Sunday, January 15, 2012

Is It Possible To Save A Marriage By Talking To A Counselor?

By Tonthoy Rilathan


Where do most couples end up when their marriage starts to fall apart? For the most part it is couples therapy or counseling of some nature, right? When neither person wants to let go but they do not know how to fix their issues, then they turn to an objective third party to show them the way. The question is whether counseling can actually save a marriage.

If you fall into this category seeking help with marital issues, it all hinges on how you go into your therapy sessions. You have to realize right from the start that there is no guarantee that someone else can fix your marriage. Ultimately, the real work has to be done by you and your spouse.

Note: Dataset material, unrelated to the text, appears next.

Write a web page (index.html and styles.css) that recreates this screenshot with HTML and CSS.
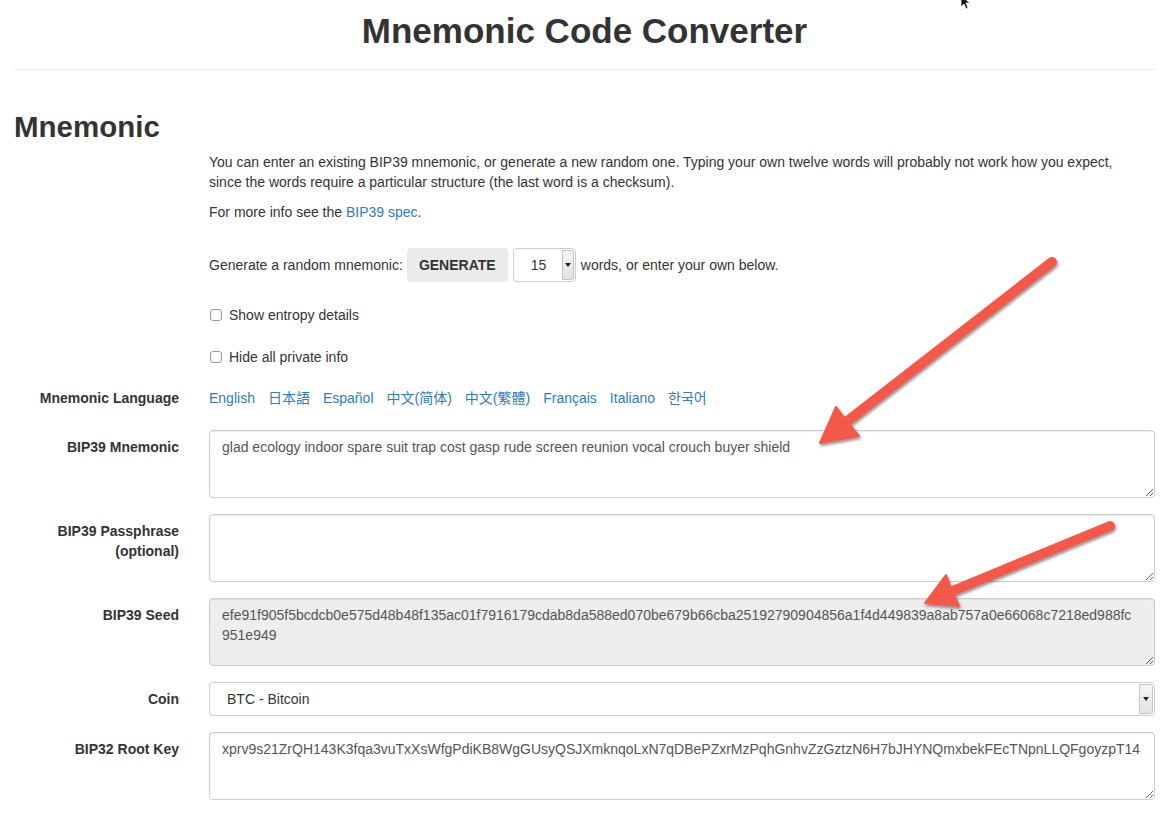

People that go into their sessions expecting the therapist or counselor to validate their own thoughts and feelings and fix the problems that they see in their mate are the ones that come out disappointed. What a therapist really provides is objectivity, not validation. The mindset has to be different if this approach is going to work for the couple.

A therapist is not going to take sides or say one person is right and the other wrong. Their job is essentially to steer the couple to working out the issues, which are created equally by both of them. They both share bits and pieces of the blame, but therapy is not about blame.

Marital problems are always deeper than someone not taking out the trash or constantly being late for dates. What the therapist wants to do is get beneath all the squabbling and figure out what is really driving all the unhappiness and ultimately wrecking your relationship.

Under every petty argument is a deeper issue.

Couples who go into therapy knowing that finger pointing is useless and they both have their own flaws have a higher chance of success. Both people have to be willing to put their own defensiveness aside and just listen to one another.

A husband who flies off the handle because his wife says she is lonely may shout out that he has to work because she sits at home with the kids earning nothing. This is defensiveness that prevents him from really hearing that she is lonely. This is what doesn't work.

That is extremely hard to do, but if you can both force it at first then things will get easier. You have to remind yourself that the other person's problem doesn't always mean something negative about you. If you can do this, then chances are high that you can save a marriage through counseling.